DJ: I always think the progress is quite similar to the technical change in smart phones. The time we had to wait for the first cellular to come out as the second generation of cellular phones was double the time that we waited from the second to become the third generation and so on. The gap gets smaller and smaller. For years we were fighting for recognition. Now we are in a place where we are recognized by many, though not all, communities. Now we are talking about kids, and all those things that I would never imagine seven years ago.

C: But how do you measure that progress, which obviously isn’t as concrete as buying a new phone every year?

DJ: About 10 years ago, a very well known rabbi in Israel said, "There is no such a thing as a religious ho…." He would not even pronounce the word “homosexual” because you can't put a name to something that does not exist, right?

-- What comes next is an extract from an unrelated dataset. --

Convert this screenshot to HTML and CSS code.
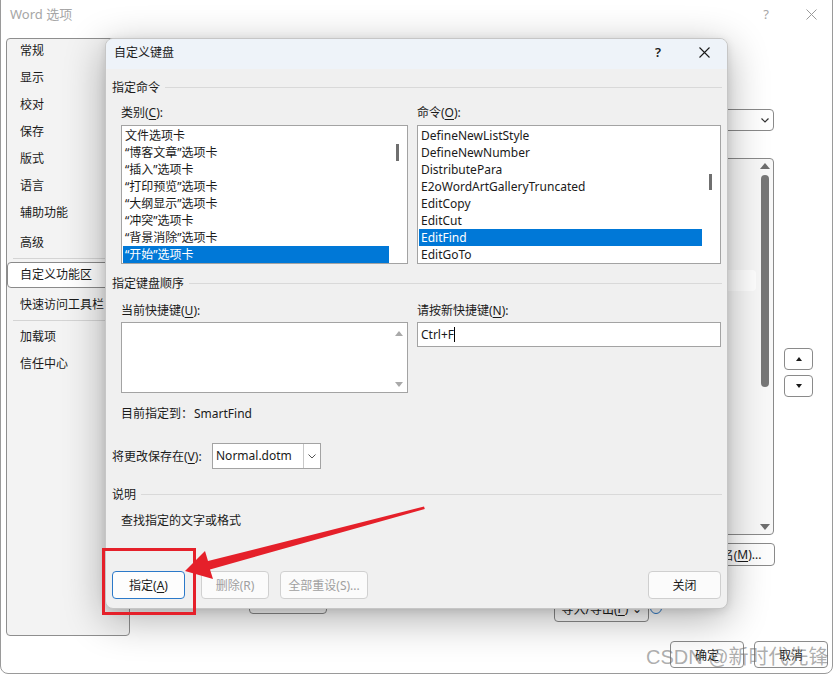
FILE: index.html
```html
<!DOCTYPE html>
<html lang="zh-CN">
<head>
<meta charset="utf-8">
<title>Word 选项</title>
<link rel="stylesheet" href="styles.css">
</head>
<body>
<div class="window">
  <div class="win-title">
    <span class="win-name">Word 选项</span>
    <span class="win-help">?</span>
    <svg class="win-close" width="11" height="11" viewBox="0 0 11 11"><path d="M0.5 0.5L10.5 10.5M10.5 0.5L0.5 10.5" stroke="#9a9a9a" stroke-width="1" fill="none"/></svg>
  </div>
  <div class="win-main">
    <nav class="nav">
      <div class="nav-item first">常规</div>
      <div class="nav-item">显示</div>
      <div class="nav-item">校对</div>
      <div class="nav-item">保存</div>
      <div class="nav-item">版式</div>
      <div class="nav-item">语言</div>
      <div class="nav-item">辅助功能</div>
      <div class="nav-item adv">高级</div>
      <div class="nav-sep"></div>
      <div class="nav-item selected">自定义功能区</div>
      <div class="nav-item after-sel">快速访问工具栏</div>
      <div class="nav-sep"></div>
      <div class="nav-item after-sep">加载项</div>
      <div class="nav-item">信任中心</div>
    </nav>
    <div class="pane">
      <div class="pane-combo">
        <svg class="chev" width="8" height="5" viewBox="0 0 8 5"><path d="M0.5 0.5L4 4L7.5 0.5" stroke="#333" stroke-width="1.2" fill="none"/></svg>
      </div>
      <div class="tree">
        <div class="tree-items"><div class="tree-row"></div></div>
        <div class="tree-scroll">
          <span class="tri-up dark"></span>
          <span class="tree-thumb"></span>
          <span class="tri-down dark"></span>
        </div>
      </div>
      <div class="updown">
        <button class="ud-btn"><span class="tri-up small"></span></button>
        <button class="ud-btn"><span class="tri-down small"></span></button>
      </div>
      <div class="rename-row"><button class="btn rename">重命名(<u>M</u>)...</button></div>
      <div class="custom-row">
        <button class="btn reset">重置(E)</button>
        <button class="btn impexp">导入/导出(<u>P</u>) ⌄</button>
        <span class="info"></span>
      </div>
    </div>
  </div>
  <div class="win-footer">
    <button class="btn foot">确定</button>
    <button class="btn foot">取消</button>
  </div>
</div>

<div class="dialog">
  <div class="dlg-title">
    <span class="dlg-name">自定义键盘</span>
    <span class="dlg-help">?</span>
    <svg class="dlg-close" width="11" height="11" viewBox="0 0 11 11"><path d="M0.5 0.5L10.5 10.5M10.5 0.5L0.5 10.5" stroke="#1a1a1a" stroke-width="1.1" fill="none"/></svg>
  </div>
  <div class="dlg-body">
    <div class="group first-group">指定命令</div>
    <div class="cols cols-top">
      <div class="lbl">类别(<u>C</u>):</div>
      <div class="lbl">命令(<u>O</u>):</div>
      <div class="listbox">
        <div class="items">
          <div class="item">文件选项卡</div>
          <div class="item">“博客文章”选项卡</div>
          <div class="item">“插入”选项卡</div>
          <div class="item">“打印预览”选项卡</div>
          <div class="item">“大纲显示”选项卡</div>
          <div class="item">“冲突”选项卡</div>
          <div class="item">“背景消除”选项卡</div>
          <div class="item sel">“开始”选项卡</div>
        </div>
        <div class="track"><span class="thumb thumb-left"></span></div>
      </div>
      <div class="listbox">
        <div class="items">
          <div class="item">DefineNewListStyle</div>
          <div class="item">DefineNewNumber</div>
          <div class="item">DistributePara</div>
          <div class="item">E2oWordArtGalleryTruncated</div>
          <div class="item">EditCopy</div>
          <div class="item">EditCut</div>
          <div class="item sel">EditFind</div>
          <div class="item">EditGoTo</div>
        </div>
        <div class="track"><span class="thumb thumb-right"></span></div>
      </div>
    </div>
    <div class="group second-group">指定键盘顺序</div>
    <div class="cols cols-keys">
      <div class="lbl">当前快捷键(<u>U</u>):</div>
      <div class="lbl">请按新快捷键(<u>N</u>):</div>
      <div class="keybox">
        <div class="keyitems"></div>
        <div class="keytrack"><span class="tri-up light"></span><span class="tri-down light"></span></div>
      </div>
      <div class="keyinput">Ctrl+F<span class="caret"></span></div>
    </div>
    <div class="current">目前指定到：<span class="cur-val">SmartFind</span></div>
    <div class="save-row">
      <span class="save-lbl">将更改保存在(<u>V</u>):</span>
      <div class="dropdown">
        <span class="dd-text">Normal.dotm</span>
        <span class="dd-btn"><svg width="8" height="5" viewBox="0 0 8 5"><path d="M0.5 0.5L4 4L7.5 0.5" stroke="#555" stroke-width="1" fill="none"/></svg></span>
      </div>
    </div>
    <div class="group third-group">说明</div>
    <div class="desc">查找指定的文字或格式</div>
    <div class="dlg-buttons">
      <button class="btn dlg-btn primary">指定(<u>A</u>)</button>
      <button class="btn dlg-btn disabled del">删除(R)</button>
      <button class="btn dlg-btn disabled resetall">全部重设(S)...</button>
      <button class="btn dlg-btn close">关闭</button>
    </div>
  </div>
</div>

<svg class="annot" width="834" height="676" viewBox="0 0 834 676">
  <rect x="103.5" y="549.5" width="91" height="64" fill="none" stroke="#e5202a" stroke-width="3"/>
  <polygon points="185,571 205,551 208,561 424,506.5 424.8,509 210,569.5 213,579" fill="#e5202a"/>
</svg>

<div class="watermark">CSDN @新时代先锋</div>
</body>
</html>
```

FILE: styles.css
```css
* { box-sizing: border-box; }
html, body { margin: 0; padding: 0; }
body {
  width: 834px;
  height: 676px;
  position: relative;
  overflow: hidden;
  background: #ffffff;
  font-family: "Noto Sans", "Noto Sans CJK SC", sans-serif;
  font-size: 12px;
  color: #1a1a1a;
}
u { text-decoration: underline; text-underline-offset: 2px; }

button {
  font-family: inherit;
  font-size: 12px;
  color: #1a1a1a;
  padding: 0;
  margin: 0;
}

/* ---------- background window ---------- */
.window {
  width: 833px;
  height: 682px;
  margin-top: -8px;
  padding-top: 7px;
  border: 1px solid #9a9a9a;
  border-radius: 8px;
  background: #ffffff;
  display: flex;
  flex-direction: column;
}
.win-title {
  height: 38px;
  flex: none;
  display: flex;
  align-items: flex-start;
  padding: 4px 0 0 9px;
  color: #a6a6a6;
  font-size: 13px;
  line-height: 20px;
}
.win-name { flex: 1; }
.win-help { width: 10px; text-align: center; margin-right: 35px; }
.win-close { margin: 5px 15px 0 0; }

.win-main {
  height: 598px;
  flex: none;
  display: flex;
  padding-left: 5px;
}
.nav {
  width: 124px;
  height: 598px;
  border: 1px solid #8e8e8e;
  border-radius: 4px;
  background: #f3f3f3;
  flex: none;
}
.nav-item {
  height: 27px;
  line-height: 27px;
  padding-left: 13px;
  white-space: nowrap;
}
.nav-item.first { margin-top: -2px; }
.nav-item.adv { margin-top: 3px; }
.nav-item.selected {
  margin-top: 3px;
  height: 26px;
  line-height: 24px;
  width: 118px;
  padding-left: 12px;
  background: #ffffff;
  border: 1px solid #8a8a8a;
  border-radius: 4px;
}
.nav-item.after-sel { margin-top: 3px; }
.nav-item.after-sep { margin-top: 2px; }
.nav-sep {
  height: 1px;
  background: #d4d4d4;
  margin: 2px 0 0 6px;
  width: 104px;
}

.pane {
  flex: 1;
  display: grid;
  grid-template-columns: 1fr 29px;
  column-gap: 10px;
  align-content: start;
  padding: 71px 19px 0 0;
}
.pane-combo {
  grid-column: 1;
  grid-row: 1;
  justify-self: end;
  width: 250px;
  height: 22px;
  border: 1px solid #8a8a8a;
  border-radius: 4px;
  background: #ffffff;
  display: flex;
  align-items: center;
  justify-content: flex-end;
  padding-right: 4px;
}
.tree {
  grid-column: 1;
  grid-row: 2;
  justify-self: end;
  margin-top: 27px;
  width: 340px;
  height: 377px;
  border: 1px solid #8a8a8a;
  border-radius: 4px;
  background: #f8f8f8;
  display: flex;
}
.tree-items { flex: 1; padding-top: 111px; }
.tree-row {
  height: 21px;
  margin-right: 4px;
  background: #ffffff;
  border-radius: 4px;
}
.tree-scroll {
  width: 10px;
  margin-right: 3px;
  display: flex;
  flex-direction: column;
  align-items: center;
  padding: 4px 0 4px;
}
.tree-thumb {
  display: block;
  width: 8px;
  height: 212px;
  margin-top: 6px;
  background: #777777;
  border-radius: 4px;
}
.tree-scroll .tri-down { margin-top: auto; }

.tri-up, .tri-down {
  display: block;
  width: 0;
  height: 0;
  border-left: 4px solid transparent;
  border-right: 4px solid transparent;
}
.tri-up { border-bottom: 5px solid #666; }
.tri-down { border-top: 5px solid #666; }
.tri-up.dark { border-bottom-color: #6e6e6e; border-left-width: 5px; border-right-width: 5px; border-bottom-width: 6px; }
.tri-down.dark { border-top-color: #6e6e6e; border-left-width: 5px; border-right-width: 5px; border-top-width: 6px; }
.tri-up.small { border-bottom: 4px solid #1a1a1a; border-left-width: 3.5px; border-right-width: 3.5px; }
.tri-down.small { border-top: 4px solid #1a1a1a; border-left-width: 3.5px; border-right-width: 3.5px; }
.tri-up.light { border-bottom-color: #a9a9a9; }
.tri-down.light { border-top-color: #a9a9a9; }

.updown {
  grid-column: 2;
  grid-row: 2;
  margin-top: 217px;
  display: flex;
  flex-direction: column;
  gap: 5px;
}
.ud-btn {
  width: 29px;
  height: 22px;
  border: 1px solid #8a8a8a;
  border-radius: 4px;
  background: #ffffff;
  display: flex;
  align-items: center;
  justify-content: center;
}

.btn {
  border: 1px solid #8a8a8a;
  border-radius: 4px;
  background: #fdfdfd;
  display: flex;
  align-items: center;
  justify-content: center;
  white-space: nowrap;
}
.rename-row {
  grid-column: 1;
  grid-row: 3;
  justify-self: end;
  margin: 8px -1px 0 0;
}
.rename { width: 91px; height: 23px; }
.custom-row {
  grid-column: 1;
  grid-row: 4;
  margin-top: 29px;
  display: flex;
  align-items: flex-start;
}
.reset { width: 78px; height: 26px; margin: -7px 0 0 119px; }
.impexp { width: 95px; height: 27px; margin-left: 227px; }
.info {
  width: 12px;
  height: 12px;
  border: 1.5px solid #2a78c8;
  border-radius: 50%;
  margin: 7px 0 0 1px;
}

.win-footer {
  margin-top: 5px;
  display: flex;
  justify-content: flex-end;
  gap: 10px;
  padding-right: 4px;
}
.foot { width: 74px; height: 27px; }

/* ---------- dialog ---------- */
.dialog {
  position: absolute;
  left: 105px;
  top: 38px;
  width: 623px;
  height: 571px;
  border: 1px solid #c6c6c6;
  border-radius: 8px;
  background: #f0f0f0;
  overflow: hidden;
  display: flex;
  flex-direction: column;
  box-shadow: 0 10px 40px rgba(0, 0, 0, 0.32), 0 2px 8px rgba(0, 0, 0, 0.10);
}
.dlg-title {
  height: 30px;
  flex: none;
  background: #eef3f9;
  display: flex;
  align-items: flex-start;
  padding: 5px 0 0 8px;
  line-height: 17px;
}
.dlg-name { flex: 1; }
.dlg-help { width: 10px; text-align: center; margin-right: 36px; font-size: 13px; font-weight: 600; }
.dlg-close { margin: 3px 17px 0 0; }

.dlg-body {
  flex: 1;
  display: flex;
  flex-direction: column;
  padding: 0 5px 9px 6px;
}
.group {
  display: flex;
  align-items: center;
  line-height: 17px;
  height: 17px;
  white-space: nowrap;
}
.group::after {
  content: "";
  flex: 1;
  height: 1px;
  background: #d9d9d9;
  margin-left: 5px;
}
.first-group { margin-top: 10px; }
.second-group { margin-top: 11px; }
.third-group { margin-top: 17px; }

.cols {
  display: grid;
  grid-template-columns: 287px 304px;
  column-gap: 9px;
  margin-left: 9px;
}
.cols-top { margin-top: 8px; }
.cols-keys { margin-top: 10px; }
.lbl { line-height: 17px; height: 17px; white-space: nowrap; }

.listbox {
  margin-top: 4px;
  height: 139px;
  border: 1px solid #a3a3a3;
  background: #ffffff;
  padding: 1px;
  display: flex;
  overflow: hidden;
}
.items { flex: 1; }
.item {
  height: 17px;
  line-height: 17px;
  padding-left: 2px;
  white-space: nowrap;
}
.item.sel { background: #0078d7; color: #ffffff; }
.track { width: 17px; position: relative; }
.thumb {
  position: absolute;
  left: 7px;
  width: 3px;
  background: #6f6f6f;
}
.thumb-left { top: 17px; height: 17px; }
.thumb-right { top: 47px; height: 16px; }

.keybox {
  margin-top: 3px;
  height: 71px;
  border: 1px solid #a3a3a3;
  background: #ffffff;
  display: flex;
}
.keyitems { flex: 1; }
.keytrack {
  width: 17px;
  display: flex;
  flex-direction: column;
  align-items: center;
  justify-content: space-between;
  padding: 8px 0 5px;
}
.keyinput {
  margin-top: 3px;
  height: 25px;
  border: 1px solid #a3a3a3;
  background: #ffffff;
  display: flex;
  align-items: center;
  padding-left: 3px;
}
.caret {
  display: inline-block;
  width: 1px;
  height: 15px;
  background: #000;
  margin-left: 0;
}

.current {
  margin-top: 12px;
  padding-left: 9px;
  line-height: 17px;
  height: 17px;
}
.cur-val { margin-left: 1px; }

.save-row {
  margin-top: 21px;
  display: flex;
  align-items: center;
  height: 26px;
}
.save-lbl { width: 100px; white-space: nowrap; }
.dropdown {
  width: 109px;
  height: 26px;
  border: 1px solid #a3a3a3;
  background: #ffffff;
  display: flex;
  align-items: stretch;
}
.dd-text { flex: 1; padding-left: 3px; line-height: 24px; }
.dd-btn {
  width: 17px;
  border-left: 1px solid #c8c8c8;
  display: flex;
  align-items: center;
  justify-content: center;
}

.desc {
  margin-top: 9px;
  padding-left: 9px;
  line-height: 17px;
  height: 17px;
}

.dlg-buttons {
  margin-top: auto;
  display: flex;
  align-items: center;
}
.dlg-btn {
  height: 28px;
  border-color: #d0d0d0;
  background: #fbfbfb;
}
.dlg-btn.primary { width: 73px; border-color: #2b79c9; background: #fdfdfd; }
.dlg-btn.del { width: 68px; margin-left: 16px; }
.dlg-btn.resetall { width: 88px; margin-left: 11px; }
.dlg-btn.disabled { color: #a0a0a0; }
.dlg-btn.close { width: 73px; margin-left: auto; margin-right: 1px; border-color: #cfcfcf; }

/* ---------- overlays ---------- */
.annot {
  position: absolute;
  left: 0;
  top: 0;
  pointer-events: none;
}
.watermark {
  position: absolute;
  left: 646px;
  top: 643px;
  font-size: 20px;
  line-height: 28px;
  color: rgba(105, 105, 105, 0.55);
  white-space: nowrap;
  font-family: "Liberation Sans", "Noto Sans CJK SC", sans-serif;
}
```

About three years later, another well known rabbi said, "We shall all get out of the closet because if we won't, it will never become an issue that the community will have to deal with." If it's one person there, it's no more than a gossip. But when it's a mass of people from all over, from many different communities, then suddenly, it will have to become an issue that the community needs to deal with.

Two years later, another rabbi said that the community needs to accept our kids. Now, he was not speaking about us as couples, but about our kids. But, obviously, a kid doesn't go by himself to kindergarten. It was his way to acknowledge us as families without saying the word.

And two months ago, another rabbi said there’s a need to acknowledge same-sex civil unions because then people are not alone. So you see how things change? From “there is no such a thing” to there's a need to accept same-sex (civil) marriages.

So we are all very influenced by what happens in the world. It’s one of the reasons it is important for me, and for other organizations, to keep an open dialogue with the world, not necessarily just the Jewish world.